‘Summer Under the Stars’ 2012 blasts off June 5 with a viewing of Venus’ transit across the sun

NASA image of the Transit of Venus

NASA image of the Transit of Venus

We can’t all be astronauts or afford a seat on Virgin Galactic’s private shuttle to the International Space Station.

So NIU STEM Outreach and the Davis Hall Observatory are offering community members a closer look at the heavens with the Summer Under the Stars program.

The program offers free, family-friendly events that are open to the public.

These events give community members a chance to view rare celestial events and find out about the latest advancements in space exploration.

NIU experts in physics, astrophysics, astronomy, and geology will lead these activities and will allow time for question and answer sessions, hands-on activities, and visits to the Davis Hall Observatory.

Tuesday, June 5, Transit of Venus
Davis Hall Observatory, 3 p.m. to midnight

The first Summer Under the Stars event takes place Tuesday, June 5.

Between 3 p.m. and midnight, visitors are welcome to stop by the Davis Hall Observatory anytime during the day or evening to watch the transit of Venus across the face of the sun. This rare cosmic event will not occur again for 105 years.

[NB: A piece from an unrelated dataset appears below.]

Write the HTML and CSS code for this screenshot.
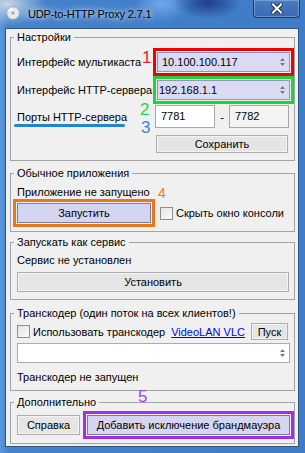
FILE: index.html
```html
<!DOCTYPE html>
<html lang="ru">
<head>
    <meta charset="UTF-8">
    <title>UDP-to-HTTP Proxy 2.7.1</title>
    <link rel="stylesheet" href="styles.css">
</head>
<body>
    <div class="window">
        <div class="titlebar">
            <svg class="app-icon" width="14" height="14" viewBox="0 0 14 14">
                <circle cx="7" cy="7" r="6.3" fill="#e9ecef" stroke="#9aa3ad" stroke-width="0.8"/>
                <path d="M3 5 A4.5 4.5 0 0 1 7 2.5" stroke="#ffffff" stroke-width="1.4" fill="none"/>
                <circle cx="7" cy="7" r="1.8" fill="#b7c0ca"/>
                <circle cx="7" cy="7" r="0.8" fill="#6d7680"/>
            </svg>
            <span class="title">UDP-to-HTTP Proxy 2.7.1</span>
            <div class="close-btn">
                <svg width="12" height="11" viewBox="0 0 12 11">
                    <path d="M2 1.5 L10 9.5 M10 1.5 L2 9.5" stroke="#1b2f52" stroke-width="4" stroke-linecap="square"/>
                    <path d="M2 1.5 L10 9.5 M10 1.5 L2 9.5" stroke="#ffffff" stroke-width="2" stroke-linecap="square"/>
                </svg>
            </div>
        </div>

        <div class="client">
            <fieldset class="group group-settings">
                <legend>Настройки</legend>
                <div class="row row-first">
                    <span class="label">Интерфейс мультикаста</span>
                    <div class="combo combo-hl mark-red"><span class="pad-5">10.100.100.117</span>
                        <svg class="arrows" width="5" height="8" viewBox="0 0 5 8"><path d="M0 3 L2.5 0 L5 3 Z M0 5 L2.5 8 L5 5 Z" fill="#7a7a7a"/></svg>
                    </div>
                </div>
                <div class="row row-second">
                    <span class="label">Интерфейс HTTP-сервера</span>
                    <div class="combo combo-hl mark-green"><span class="pad-2">192.168.1.1</span>
                        <svg class="arrows" width="5" height="8" viewBox="0 0 5 8"><path d="M0 3 L2.5 0 L5 3 Z M0 5 L2.5 8 L5 5 Z" fill="#7a7a7a"/></svg>
                    </div>
                </div>
                <div class="row row-ports">
                    <span class="label label-ports">Порты HTTP-сервера</span>
                    <div class="input">7781</div>
                    <span class="dash">-</span>
                    <div class="input input-ro">7782</div>
                </div>
                <button class="btn btn-save">Сохранить</button>
            </fieldset>

            <fieldset class="group group-app">
                <legend>Обычное приложения</legend>
                <div class="status">Приложение не запущено</div>
                <div class="row row-run">
                    <button class="btn btn-hl btn-run mark-orange">Запустить</button>
                    <span class="check"></span>
                    <span class="check-label">Скрыть окно консоли</span>
                </div>
            </fieldset>

            <fieldset class="group group-service">
                <legend>Запускать как сервис</legend>
                <div class="status status-service">Сервис не установлен</div>
                <button class="btn btn-wide">Установить</button>
            </fieldset>

            <fieldset class="group group-trans">
                <legend>Транскодер (один поток на всех клиентов!)</legend>
                <div class="row row-trans">
                    <span class="check"></span>
                    <span class="check-label">Использовать транскодер</span>
                    <a class="link" href="#">VideoLAN VLC</a>
                    <button class="btn btn-go">Пуск</button>
                </div>
                <div class="combo combo-plain">
                    <span></span>
                    <svg class="arrows" width="5" height="8" viewBox="0 0 5 8"><path d="M0 3 L2.5 0 L5 3 Z M0 5 L2.5 8 L5 5 Z" fill="#7a7a7a"/></svg>
                </div>
                <div class="status status-trans">Транскодер не запущен</div>
            </fieldset>

            <fieldset class="group group-extra">
                <legend>Дополнительно</legend>
                <div class="row row-extra">
                    <button class="btn btn-help">Справка</button>
                    <button class="btn btn-hl btn-fw mark-purple">Добавить исключение брандмауэра</button>
                </div>
            </fieldset>

            <!-- annotation marks -->
            <span class="num num-1">1</span>
            <span class="num num-2">2</span>
            <span class="num num-3">3</span>
            <span class="num num-4">4</span>
            <span class="num num-5">5</span>
            <span class="underline-mark"></span>
        </div>
    </div>
</body>
</html>
```

FILE: styles.css
```css
body {
    margin: 0;
    width: 305px;
    height: 453px;
    overflow: hidden;
    font-family: "Liberation Sans", Arial, sans-serif;
    font-size: 11px;
    color: #000;
}

.window {
    height: 453px;
    box-sizing: border-box;
    padding: 0 6px 6px 5px;
    display: flex;
    flex-direction: column;
    background:
        radial-gradient(ellipse 38px 22px at 8px 4px, rgba(205, 218, 232, 0.95), rgba(205, 218, 232, 0) 100%),
        radial-gradient(ellipse 34px 16px at 208px 3px, #1f3f88, rgba(31, 63, 136, 0) 100%),
        radial-gradient(ellipse 28px 18px at 162px 4px, #72a8e8, rgba(114, 168, 232, 0) 100%),
        linear-gradient(90deg, #5a98dd 0, #4482cc 8px, #3f7cc7 100%);
}

.titlebar {
    height: 28px;
    flex: none;
    display: flex;
    align-items: flex-start;
}

.app-icon {
    margin: 6px 0 0 1px;
}

.title {
    margin: 8px 0 0 8px;
    font-size: 11px;
    letter-spacing: -0.15px;
    line-height: 13px;
    text-shadow: 0 0 5px rgba(255, 255, 255, 0.9), 0 0 9px rgba(255, 255, 255, 0.7);
}

.close-btn {
    margin-left: auto;
    margin-right: -1px;
    width: 45px;
    height: 17px;
    border: 1px solid #1c3a6c;
    border-top: none;
    border-radius: 0 0 4px 4px;
    background: linear-gradient(#4a7cc2, #3a6ab2);
    box-shadow: inset 0 0 0 1px rgba(255, 255, 255, 0.25);
    display: flex;
    justify-content: center;
    align-items: center;
}

.client {
    flex: 1;
    position: relative;
    background: #f0f0f0;
    border: 1px solid #32557f;
}

.group {
    margin: 0 3px 0 4px;
    padding: 0 4px 0 6px;
    border: 1px solid #a3a3a3;
    min-width: 0;
}

.group legend {
    padding: 0 3px;
    margin-left: -3px;
    line-height: 13px;
}

.group-settings {
    margin-top: 2px;
    padding-top: 8px;
    padding-bottom: 7px;
}

.group-app {
    margin-top: 6px;
    padding-top: 6px;
    padding-bottom: 8px;
}

.group-service {
    margin-top: 4px;
    padding-top: 5px;
    padding-bottom: 7px;
}

.group-trans {
    margin-top: 7px;
    padding-top: 3px;
    padding-bottom: 6px;
}

.group-extra {
    margin-top: 5px;
    padding-top: 6px;
    padding-bottom: 8px;
}

.row {
    display: flex;
    align-items: center;
}

.label {
    width: 140px;
    flex: none;
}

.row-second {
    margin-top: 8px;
}

.row-ports {
    margin-top: 5px;
}

.label-ports {
    width: 138px;
}

.combo {
    box-sizing: border-box;
    height: 20px;
    flex: 1;
    display: flex;
    align-items: center;
    justify-content: space-between;
    padding-right: 4px;
    border: 1px solid #acacac;
    background: #ffffff;
}

.combo-hl {
    background: #dadaf4;
    border-color: #9494b4;
}

.combo-plain {
    margin-top: 3px;
}

.pad-5 {
    padding-left: 4px;
}

.pad-2 {
    padding-left: 1px;
}

.arrows {
    flex: none;
}

.input {
    box-sizing: border-box;
    width: 60px;
    height: 23px;
    padding: 4px 0 0 5px;
    border: 1px solid #a8a8a8;
    background: #fff;
}

.input-ro {
    background: #f4f4f4;
}

.dash {
    width: 14px;
    text-align: center;
}

.btn {
    box-sizing: border-box;
    height: 20px;
    padding: 0;
    font: inherit;
    color: #000;
    border: 1px solid #adadad;
    background: #e5e5e5;
    box-shadow: inset 0 0 0 1px #f4f4f4;
}

.btn-hl {
    background: #d5d5f1;
    border-color: #7c7c9c;
    box-shadow: none;
}

.btn-save {
    display: block;
    margin: 7px 0 0 139px;
    width: 132px;
    height: 18px;
}

.status {
    line-height: 13px;
}

.row-run {
    margin-top: 4px;
}

.btn-run {
    width: 134px;
}

.check {
    box-sizing: border-box;
    width: 13px;
    height: 13px;
    flex: none;
    border: 1px solid #8e8f8f;
    background: linear-gradient(135deg, #e3e3e3, #fbfbfb);
}

.row-run .check {
    margin-left: 9px;
}

.check-label {
    margin-left: 3px;
}

.btn-wide {
    display: block;
    margin-top: 5px;
    width: 272px;
}

.row-trans {
    height: 17px;
}

.link {
    margin-left: 6px;
    color: #0000ee;
    text-decoration: underline;
}

.btn-go {
    margin-left: auto;
    margin-right: 2px;
    width: 37px;
    height: 17px;
}

.status-trans {
    margin-top: 8px;
}

.btn-help {
    width: 63px;
}

.btn-fw {
    margin-left: 7px;
    flex: 1;
}

/* annotation boxes */
.mark-red {
    outline: 3px solid #f00000;
    outline-offset: 1px;
}

.mark-green {
    outline: 3px solid #22d23a;
    outline-offset: 1px;
}

.mark-orange {
    outline: 3px solid #e8761c;
    outline-offset: 1px;
}

.mark-purple {
    outline: 3px solid #a22fe6;
    outline-offset: 1px;
}

.num {
    position: absolute;
    font-size: 17px;
    line-height: 17px;
}

.num-1 {
    left: 136px;
    top: 20px;
    color: #ee1c24;
}

.num-2 {
    left: 134px;
    top: 72px;
    color: #2bd14a;
}

.num-3 {
    left: 135px;
    top: 90px;
    color: #2a8ae0;
}

.num-4 {
    left: 152px;
    top: 157px;
    font-size: 14px;
    line-height: 14px;
    color: #f07a20;
}

.num-5 {
    left: 132px;
    top: 359px;
    color: #a83ee6;
}

.underline-mark {
    position: absolute;
    left: 8px;
    top: 95px;
    width: 111px;
    height: 3px;
    border-radius: 2px;
    background: #1f86d6;
}
```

During the transit, NIU’s telescope will be outfitted with a solar filter so that participants can safely stare into the sun. After sunset, the solar filter will be removed so that participants can do some additional star gazing.

Wednesday, July 25, Eyes on the Sky
La Tourette Hall, Room 200, 7 p.m.

In July, Donna Kubik, an astrophysicist at Fermilab and an NIU alumna, will discuss the similarities between research-grade telescopes and amateur telescopes and cameras using the Dark Energy Survey’s optical telescope as an example.

After the talk, participants can choose among several optics activities, from playing with periscopes to assembling Galileoscopes for star gazing. Throughout the evening, participants also can visit the observatory.

NASA’s Curiosity Rover is set to land on the surface of Mars this August.

NASA’s Curiosity Rover is set to land on the surface of Mars this August.

Saturday, Aug. 4
Curious about Curiosity?
La Tourette 200, 7 p.m.

In August, experts will give a 30-minute talk on the geology of Mars and what the Mars Rover Curiosity is designed to explore.

The talk will be followed by hands-on activities, including programming robotics and maneuvering remote controlled vehicles on an obstacle course.

Throughout the activity, participants also can visit the observatory.

Visitors to the DeKalb Campus can park in the Parking Garage or Visitor Parking Lot on Normal Road and then walk across Normal to La Tourette and Davis halls.

Parking is free on campus after 7 p.m.